Starting at the top of the listing, extract every line up to and including the one with "const SELECTED_ID = 5;". Pictures stay out of the copy.

● SUPPLIED DATA:

-- -- --

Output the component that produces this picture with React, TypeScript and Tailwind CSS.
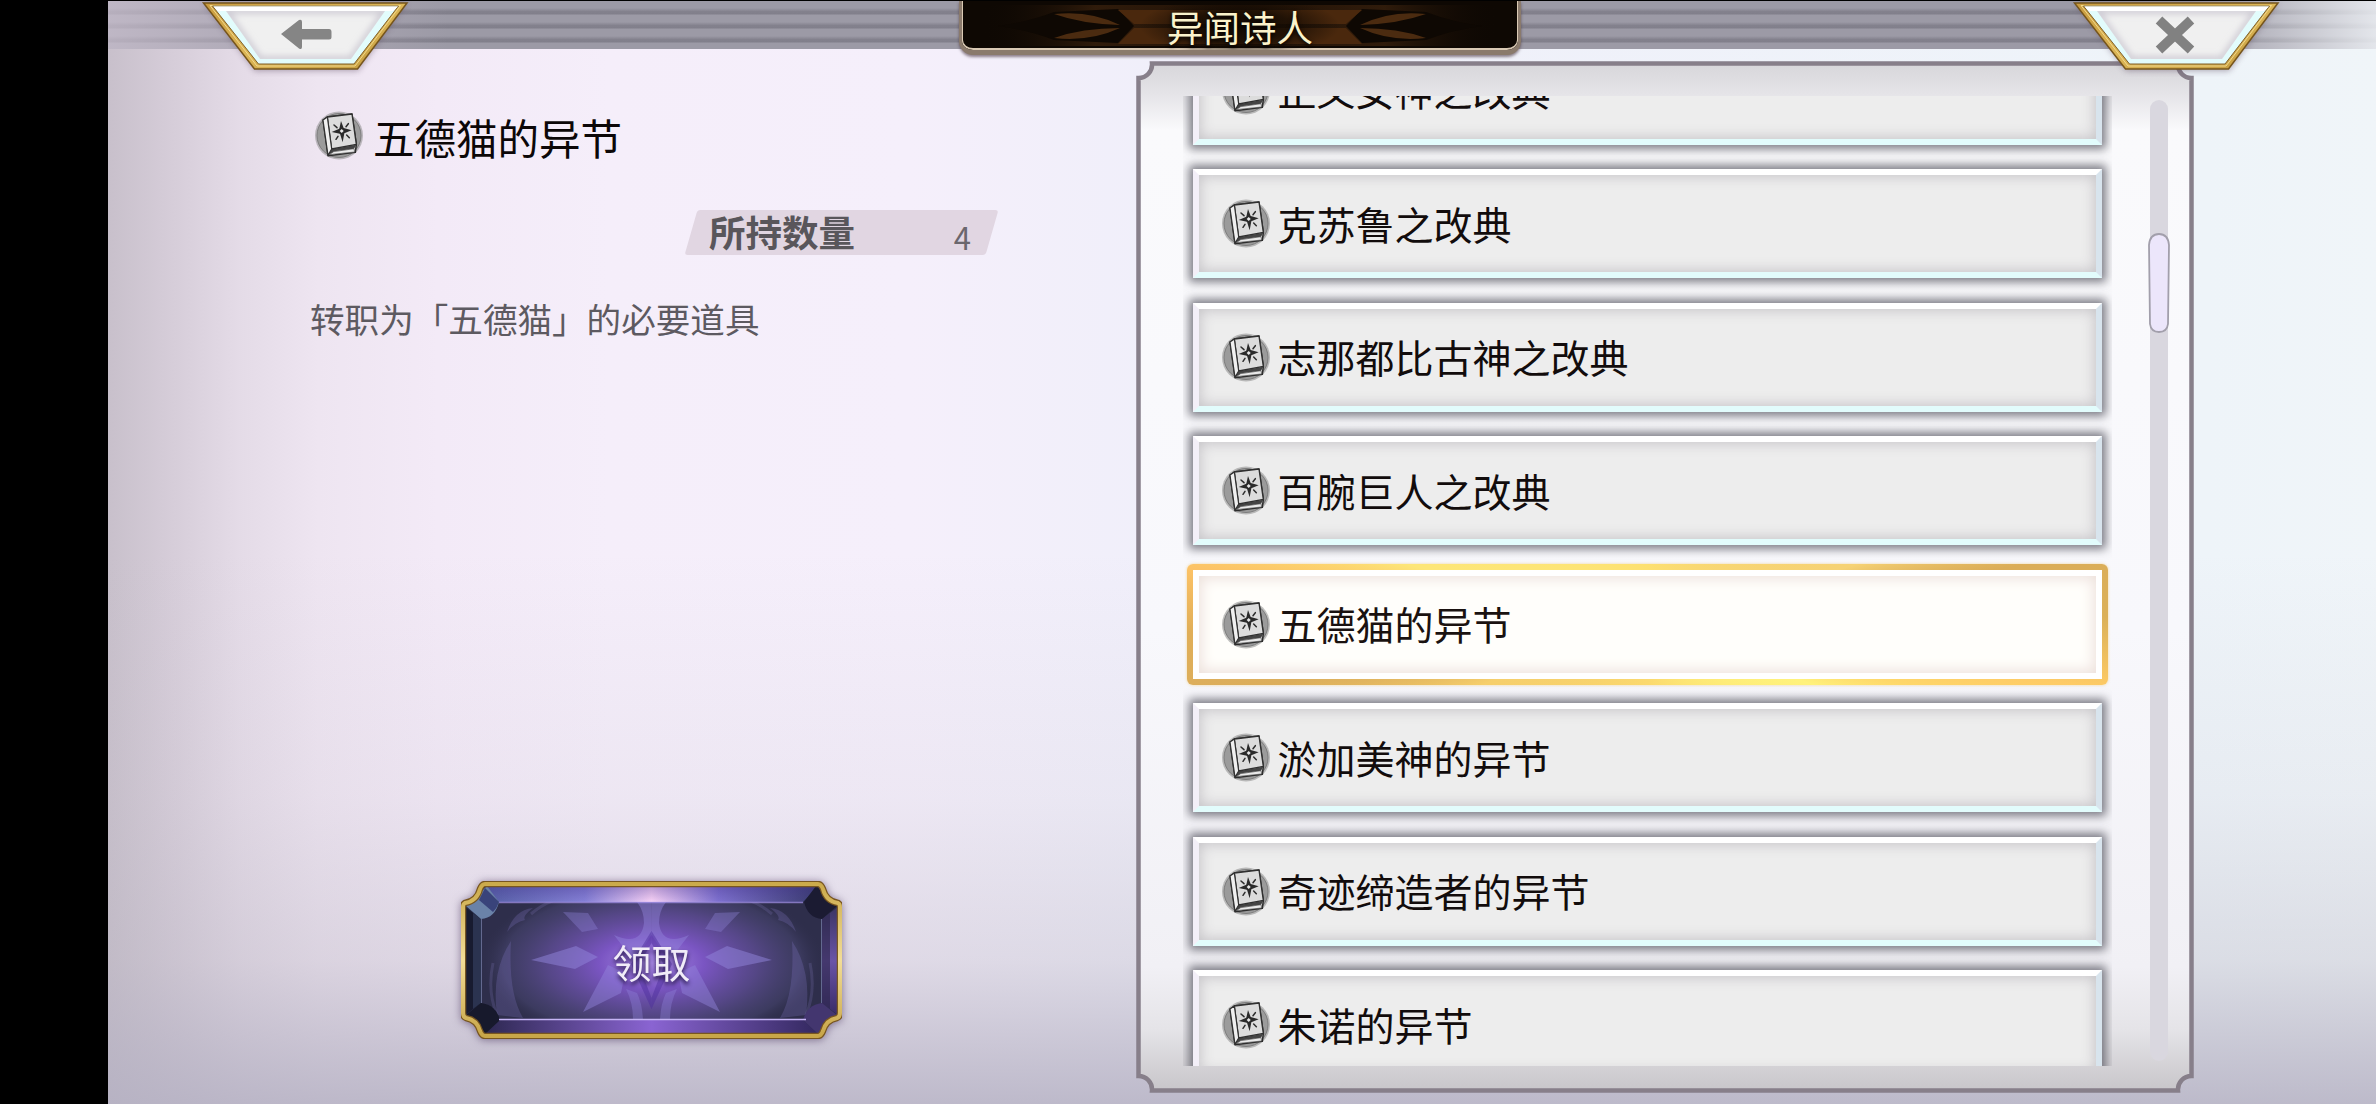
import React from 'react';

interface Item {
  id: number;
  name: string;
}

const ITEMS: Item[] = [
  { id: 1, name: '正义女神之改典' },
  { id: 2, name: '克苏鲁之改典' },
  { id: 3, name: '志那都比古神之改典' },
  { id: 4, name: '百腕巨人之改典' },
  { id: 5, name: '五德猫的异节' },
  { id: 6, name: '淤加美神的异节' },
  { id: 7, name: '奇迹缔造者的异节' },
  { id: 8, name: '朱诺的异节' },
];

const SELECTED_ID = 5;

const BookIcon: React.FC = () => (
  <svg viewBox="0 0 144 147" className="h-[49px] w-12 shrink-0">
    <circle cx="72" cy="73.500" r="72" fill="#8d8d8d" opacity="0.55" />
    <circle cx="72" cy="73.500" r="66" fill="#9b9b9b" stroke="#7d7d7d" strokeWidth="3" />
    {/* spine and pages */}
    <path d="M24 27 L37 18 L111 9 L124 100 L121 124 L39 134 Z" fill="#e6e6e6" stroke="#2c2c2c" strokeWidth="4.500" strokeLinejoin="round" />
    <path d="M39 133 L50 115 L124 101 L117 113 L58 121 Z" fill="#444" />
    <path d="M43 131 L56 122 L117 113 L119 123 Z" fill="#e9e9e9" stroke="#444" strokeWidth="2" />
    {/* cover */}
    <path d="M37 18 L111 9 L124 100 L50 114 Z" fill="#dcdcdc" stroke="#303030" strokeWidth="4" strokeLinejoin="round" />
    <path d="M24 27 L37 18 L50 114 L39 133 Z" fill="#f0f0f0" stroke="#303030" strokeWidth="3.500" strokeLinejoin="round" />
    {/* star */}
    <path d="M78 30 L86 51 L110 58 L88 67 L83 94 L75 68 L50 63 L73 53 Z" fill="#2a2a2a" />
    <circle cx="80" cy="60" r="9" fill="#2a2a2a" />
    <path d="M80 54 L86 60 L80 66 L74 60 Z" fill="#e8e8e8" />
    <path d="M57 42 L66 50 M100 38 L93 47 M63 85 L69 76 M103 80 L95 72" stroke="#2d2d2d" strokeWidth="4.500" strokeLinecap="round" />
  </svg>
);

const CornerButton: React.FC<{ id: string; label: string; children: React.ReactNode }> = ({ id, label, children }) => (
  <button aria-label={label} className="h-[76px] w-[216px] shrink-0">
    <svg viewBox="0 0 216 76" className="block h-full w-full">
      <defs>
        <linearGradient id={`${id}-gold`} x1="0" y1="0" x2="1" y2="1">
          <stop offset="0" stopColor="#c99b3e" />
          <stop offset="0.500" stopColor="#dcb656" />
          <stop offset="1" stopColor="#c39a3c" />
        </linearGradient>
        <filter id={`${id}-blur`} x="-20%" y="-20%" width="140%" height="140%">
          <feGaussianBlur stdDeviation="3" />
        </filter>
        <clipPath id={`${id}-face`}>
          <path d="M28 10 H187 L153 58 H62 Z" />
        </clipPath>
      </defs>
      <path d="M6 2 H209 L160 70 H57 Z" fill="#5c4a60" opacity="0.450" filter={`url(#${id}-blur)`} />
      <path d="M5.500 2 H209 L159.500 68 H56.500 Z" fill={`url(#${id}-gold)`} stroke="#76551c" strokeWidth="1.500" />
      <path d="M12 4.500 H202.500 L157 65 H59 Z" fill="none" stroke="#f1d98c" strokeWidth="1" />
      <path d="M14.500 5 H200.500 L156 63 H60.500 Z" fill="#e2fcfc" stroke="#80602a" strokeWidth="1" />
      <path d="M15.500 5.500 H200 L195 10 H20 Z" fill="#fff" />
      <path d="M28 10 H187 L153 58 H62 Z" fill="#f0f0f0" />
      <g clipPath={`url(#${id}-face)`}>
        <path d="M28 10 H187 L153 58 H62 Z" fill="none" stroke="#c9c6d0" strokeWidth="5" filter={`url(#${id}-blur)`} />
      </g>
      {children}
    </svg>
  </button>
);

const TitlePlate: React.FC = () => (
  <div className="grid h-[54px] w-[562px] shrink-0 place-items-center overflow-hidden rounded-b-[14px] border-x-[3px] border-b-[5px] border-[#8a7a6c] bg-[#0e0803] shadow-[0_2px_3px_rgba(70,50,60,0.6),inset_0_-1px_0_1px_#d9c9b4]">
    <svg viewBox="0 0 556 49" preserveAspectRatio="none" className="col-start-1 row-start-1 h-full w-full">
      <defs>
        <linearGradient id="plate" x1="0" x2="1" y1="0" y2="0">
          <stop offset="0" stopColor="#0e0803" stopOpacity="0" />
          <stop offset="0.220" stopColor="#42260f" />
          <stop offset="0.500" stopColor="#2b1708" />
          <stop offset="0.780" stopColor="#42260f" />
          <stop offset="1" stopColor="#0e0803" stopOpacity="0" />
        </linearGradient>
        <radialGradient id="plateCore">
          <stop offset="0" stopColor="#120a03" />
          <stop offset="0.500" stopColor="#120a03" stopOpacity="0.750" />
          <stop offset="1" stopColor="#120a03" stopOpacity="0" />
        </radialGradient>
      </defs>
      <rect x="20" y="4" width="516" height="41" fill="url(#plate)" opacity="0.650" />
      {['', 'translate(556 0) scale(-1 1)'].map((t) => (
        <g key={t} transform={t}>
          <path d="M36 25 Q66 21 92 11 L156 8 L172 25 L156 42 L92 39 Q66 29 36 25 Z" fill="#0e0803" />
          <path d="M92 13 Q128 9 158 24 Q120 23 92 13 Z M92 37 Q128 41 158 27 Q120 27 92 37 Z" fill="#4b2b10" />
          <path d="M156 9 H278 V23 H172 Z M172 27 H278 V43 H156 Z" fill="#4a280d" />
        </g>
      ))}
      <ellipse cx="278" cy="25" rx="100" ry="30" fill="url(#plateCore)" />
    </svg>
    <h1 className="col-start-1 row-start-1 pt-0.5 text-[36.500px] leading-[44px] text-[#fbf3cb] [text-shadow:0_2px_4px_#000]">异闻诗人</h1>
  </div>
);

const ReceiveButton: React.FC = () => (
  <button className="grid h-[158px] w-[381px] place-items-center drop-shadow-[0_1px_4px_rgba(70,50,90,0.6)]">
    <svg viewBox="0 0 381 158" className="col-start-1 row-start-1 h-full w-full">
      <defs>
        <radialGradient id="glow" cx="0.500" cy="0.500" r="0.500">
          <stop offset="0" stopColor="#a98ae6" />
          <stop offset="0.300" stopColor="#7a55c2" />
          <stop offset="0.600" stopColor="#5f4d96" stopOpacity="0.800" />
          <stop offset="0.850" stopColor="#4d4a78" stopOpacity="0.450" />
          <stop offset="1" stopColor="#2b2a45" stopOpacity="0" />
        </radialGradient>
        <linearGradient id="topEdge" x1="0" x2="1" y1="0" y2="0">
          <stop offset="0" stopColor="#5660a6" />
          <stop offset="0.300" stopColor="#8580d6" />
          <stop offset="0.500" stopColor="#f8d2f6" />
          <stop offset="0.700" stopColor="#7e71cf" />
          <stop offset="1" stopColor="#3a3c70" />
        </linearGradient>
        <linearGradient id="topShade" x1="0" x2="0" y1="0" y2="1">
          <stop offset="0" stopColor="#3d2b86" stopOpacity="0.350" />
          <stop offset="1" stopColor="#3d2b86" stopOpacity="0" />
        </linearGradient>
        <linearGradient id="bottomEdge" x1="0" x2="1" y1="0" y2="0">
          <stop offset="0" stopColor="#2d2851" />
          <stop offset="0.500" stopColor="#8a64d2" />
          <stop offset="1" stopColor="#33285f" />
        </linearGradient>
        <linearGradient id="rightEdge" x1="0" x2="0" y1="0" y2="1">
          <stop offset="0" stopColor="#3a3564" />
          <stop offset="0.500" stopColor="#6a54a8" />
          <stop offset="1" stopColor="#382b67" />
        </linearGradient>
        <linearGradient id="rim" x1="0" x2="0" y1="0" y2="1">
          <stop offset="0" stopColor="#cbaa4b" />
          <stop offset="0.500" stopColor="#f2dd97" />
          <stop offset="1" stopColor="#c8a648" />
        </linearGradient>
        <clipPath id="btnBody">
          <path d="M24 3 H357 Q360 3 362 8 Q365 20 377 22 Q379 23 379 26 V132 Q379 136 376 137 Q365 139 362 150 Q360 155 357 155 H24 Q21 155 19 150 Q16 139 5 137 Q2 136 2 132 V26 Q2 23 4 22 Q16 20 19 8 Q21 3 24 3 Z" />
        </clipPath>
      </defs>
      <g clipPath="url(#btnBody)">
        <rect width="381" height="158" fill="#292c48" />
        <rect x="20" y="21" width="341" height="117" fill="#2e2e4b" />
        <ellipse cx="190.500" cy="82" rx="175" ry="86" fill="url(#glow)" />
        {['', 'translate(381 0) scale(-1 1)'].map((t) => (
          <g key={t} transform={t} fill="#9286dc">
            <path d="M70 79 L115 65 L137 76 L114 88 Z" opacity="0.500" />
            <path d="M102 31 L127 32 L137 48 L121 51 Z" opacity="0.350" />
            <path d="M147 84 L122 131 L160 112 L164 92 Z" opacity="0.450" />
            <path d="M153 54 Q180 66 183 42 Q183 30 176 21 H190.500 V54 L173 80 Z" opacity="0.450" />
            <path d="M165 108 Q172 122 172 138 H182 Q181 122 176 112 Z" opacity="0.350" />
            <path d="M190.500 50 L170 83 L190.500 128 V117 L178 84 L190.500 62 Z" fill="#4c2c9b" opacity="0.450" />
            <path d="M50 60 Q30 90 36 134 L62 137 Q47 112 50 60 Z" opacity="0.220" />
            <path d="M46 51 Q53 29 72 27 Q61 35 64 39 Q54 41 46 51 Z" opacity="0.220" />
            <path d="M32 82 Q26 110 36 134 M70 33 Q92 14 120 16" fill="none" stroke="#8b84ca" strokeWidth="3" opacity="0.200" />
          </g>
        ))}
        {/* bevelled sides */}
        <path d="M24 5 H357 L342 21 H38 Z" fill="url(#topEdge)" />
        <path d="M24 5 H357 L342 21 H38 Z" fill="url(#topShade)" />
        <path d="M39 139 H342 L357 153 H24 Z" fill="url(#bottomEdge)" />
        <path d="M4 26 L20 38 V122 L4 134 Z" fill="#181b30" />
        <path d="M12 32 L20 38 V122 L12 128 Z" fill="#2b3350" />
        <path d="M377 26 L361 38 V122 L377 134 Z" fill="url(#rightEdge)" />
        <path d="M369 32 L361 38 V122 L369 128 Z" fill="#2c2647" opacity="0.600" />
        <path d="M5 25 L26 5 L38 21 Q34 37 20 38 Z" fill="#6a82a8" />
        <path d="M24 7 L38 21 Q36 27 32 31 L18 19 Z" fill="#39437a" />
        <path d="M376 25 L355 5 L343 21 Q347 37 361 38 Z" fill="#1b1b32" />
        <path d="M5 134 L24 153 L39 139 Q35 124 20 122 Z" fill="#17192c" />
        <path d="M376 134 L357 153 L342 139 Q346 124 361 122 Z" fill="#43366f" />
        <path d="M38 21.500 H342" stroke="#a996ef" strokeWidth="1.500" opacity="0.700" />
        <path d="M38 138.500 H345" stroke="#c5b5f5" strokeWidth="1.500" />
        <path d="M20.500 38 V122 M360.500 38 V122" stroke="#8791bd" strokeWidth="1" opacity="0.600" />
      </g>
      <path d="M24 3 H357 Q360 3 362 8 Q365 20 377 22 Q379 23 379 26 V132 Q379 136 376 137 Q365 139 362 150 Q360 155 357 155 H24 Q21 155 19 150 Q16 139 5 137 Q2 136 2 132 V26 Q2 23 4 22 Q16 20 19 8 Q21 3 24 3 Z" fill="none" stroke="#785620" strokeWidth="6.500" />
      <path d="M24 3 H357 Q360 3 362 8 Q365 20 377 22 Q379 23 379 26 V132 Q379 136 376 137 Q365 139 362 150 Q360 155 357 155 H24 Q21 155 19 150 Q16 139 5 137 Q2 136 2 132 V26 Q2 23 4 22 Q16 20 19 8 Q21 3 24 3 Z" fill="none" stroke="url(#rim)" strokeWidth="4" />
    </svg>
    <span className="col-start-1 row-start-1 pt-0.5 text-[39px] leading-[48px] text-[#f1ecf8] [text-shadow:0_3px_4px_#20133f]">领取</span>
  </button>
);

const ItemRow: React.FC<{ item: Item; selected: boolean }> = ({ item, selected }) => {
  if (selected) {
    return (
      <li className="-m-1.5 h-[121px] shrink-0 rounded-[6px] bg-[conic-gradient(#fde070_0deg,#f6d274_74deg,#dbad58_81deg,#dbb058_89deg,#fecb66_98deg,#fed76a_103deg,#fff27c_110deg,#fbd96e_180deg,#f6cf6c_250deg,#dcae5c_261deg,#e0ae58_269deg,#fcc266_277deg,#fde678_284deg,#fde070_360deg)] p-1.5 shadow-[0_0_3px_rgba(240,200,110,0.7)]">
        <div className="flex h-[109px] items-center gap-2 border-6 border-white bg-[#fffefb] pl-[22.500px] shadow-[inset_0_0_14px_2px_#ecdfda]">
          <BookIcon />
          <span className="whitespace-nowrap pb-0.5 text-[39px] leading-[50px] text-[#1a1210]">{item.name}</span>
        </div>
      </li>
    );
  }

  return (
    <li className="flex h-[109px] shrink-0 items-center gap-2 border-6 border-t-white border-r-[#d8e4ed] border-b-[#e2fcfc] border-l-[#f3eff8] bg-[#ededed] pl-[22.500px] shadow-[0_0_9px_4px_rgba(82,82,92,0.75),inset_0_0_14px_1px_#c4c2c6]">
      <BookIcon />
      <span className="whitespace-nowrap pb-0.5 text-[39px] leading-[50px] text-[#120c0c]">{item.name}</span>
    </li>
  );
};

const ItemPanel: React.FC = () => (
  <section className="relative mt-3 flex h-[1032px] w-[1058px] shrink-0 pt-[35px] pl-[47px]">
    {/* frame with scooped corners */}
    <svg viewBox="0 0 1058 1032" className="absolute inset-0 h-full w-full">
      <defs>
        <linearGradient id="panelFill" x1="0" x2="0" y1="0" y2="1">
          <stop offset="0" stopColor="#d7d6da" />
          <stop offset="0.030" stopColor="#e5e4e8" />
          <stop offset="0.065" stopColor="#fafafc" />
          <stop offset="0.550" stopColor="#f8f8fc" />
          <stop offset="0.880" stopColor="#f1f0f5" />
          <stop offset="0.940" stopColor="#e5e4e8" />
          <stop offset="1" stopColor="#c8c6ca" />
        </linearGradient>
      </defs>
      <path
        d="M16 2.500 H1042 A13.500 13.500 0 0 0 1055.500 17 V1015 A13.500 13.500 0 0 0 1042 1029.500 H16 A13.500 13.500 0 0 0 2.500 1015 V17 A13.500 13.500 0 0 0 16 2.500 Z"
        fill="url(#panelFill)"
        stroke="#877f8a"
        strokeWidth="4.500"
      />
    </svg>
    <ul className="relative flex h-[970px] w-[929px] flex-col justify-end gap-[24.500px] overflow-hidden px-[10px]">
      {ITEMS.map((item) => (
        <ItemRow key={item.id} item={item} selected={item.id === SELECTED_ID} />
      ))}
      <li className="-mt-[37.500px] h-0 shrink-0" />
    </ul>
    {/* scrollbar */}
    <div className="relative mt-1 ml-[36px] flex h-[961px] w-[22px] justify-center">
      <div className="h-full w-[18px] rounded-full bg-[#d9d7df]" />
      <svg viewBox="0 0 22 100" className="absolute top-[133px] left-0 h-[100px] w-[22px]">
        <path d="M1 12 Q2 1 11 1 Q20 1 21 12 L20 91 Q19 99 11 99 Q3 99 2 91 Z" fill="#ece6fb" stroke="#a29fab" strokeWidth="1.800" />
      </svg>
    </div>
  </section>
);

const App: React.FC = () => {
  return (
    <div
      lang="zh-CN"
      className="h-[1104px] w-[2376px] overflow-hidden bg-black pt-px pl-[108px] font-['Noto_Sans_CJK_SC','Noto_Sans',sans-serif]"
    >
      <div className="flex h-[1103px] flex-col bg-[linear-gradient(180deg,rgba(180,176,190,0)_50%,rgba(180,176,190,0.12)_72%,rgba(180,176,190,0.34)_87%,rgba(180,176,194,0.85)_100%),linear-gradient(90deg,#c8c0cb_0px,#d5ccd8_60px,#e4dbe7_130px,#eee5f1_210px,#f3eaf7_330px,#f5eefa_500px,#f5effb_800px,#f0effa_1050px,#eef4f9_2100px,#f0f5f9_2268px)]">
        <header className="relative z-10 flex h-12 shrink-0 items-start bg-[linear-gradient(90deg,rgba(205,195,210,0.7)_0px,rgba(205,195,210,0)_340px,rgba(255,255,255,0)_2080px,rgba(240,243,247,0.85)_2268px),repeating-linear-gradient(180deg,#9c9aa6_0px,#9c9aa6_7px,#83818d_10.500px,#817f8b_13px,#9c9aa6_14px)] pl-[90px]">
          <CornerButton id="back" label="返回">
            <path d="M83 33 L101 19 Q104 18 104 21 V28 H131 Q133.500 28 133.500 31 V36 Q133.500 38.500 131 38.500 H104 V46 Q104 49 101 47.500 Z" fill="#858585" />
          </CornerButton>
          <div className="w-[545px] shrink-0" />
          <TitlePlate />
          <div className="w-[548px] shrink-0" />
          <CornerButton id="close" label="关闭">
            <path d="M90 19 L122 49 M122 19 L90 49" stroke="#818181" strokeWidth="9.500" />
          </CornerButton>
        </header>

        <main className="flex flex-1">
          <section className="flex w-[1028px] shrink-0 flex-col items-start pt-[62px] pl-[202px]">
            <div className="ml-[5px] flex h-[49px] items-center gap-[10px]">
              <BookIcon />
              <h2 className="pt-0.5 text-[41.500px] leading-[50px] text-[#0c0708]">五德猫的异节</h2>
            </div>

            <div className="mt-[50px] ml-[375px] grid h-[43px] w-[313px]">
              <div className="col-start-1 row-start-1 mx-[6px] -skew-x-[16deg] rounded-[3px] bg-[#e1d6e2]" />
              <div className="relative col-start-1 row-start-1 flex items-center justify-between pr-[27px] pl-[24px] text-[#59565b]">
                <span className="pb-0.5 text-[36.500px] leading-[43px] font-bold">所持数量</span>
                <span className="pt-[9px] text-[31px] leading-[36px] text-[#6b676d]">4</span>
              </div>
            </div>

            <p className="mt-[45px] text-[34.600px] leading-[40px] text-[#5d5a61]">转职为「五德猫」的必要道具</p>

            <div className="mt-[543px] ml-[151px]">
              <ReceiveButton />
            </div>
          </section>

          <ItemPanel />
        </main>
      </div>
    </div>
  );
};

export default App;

-- -- --

● FINAL RESULT:
Output the component that produces this picture with React, TypeScript and Tailwind CSS.
import React from 'react';

interface Item {
  id: number;
  name: string;
}

const ITEMS: Item[] = [
  { id: 1, name: '正义女神之改典' },
  { id: 2, name: '克苏鲁之改典' },
  { id: 3, name: '志那都比古神之改典' },
  { id: 4, name: '百腕巨人之改典' },
  { id: 5, name: '五德猫的异节' },
  { id: 6, name: '淤加美神的异节' },
  { id: 7, name: '奇迹缔造者的异节' },
  { id: 8, name: '朱诺的异节' },
];

const SELECTED_ID = 5;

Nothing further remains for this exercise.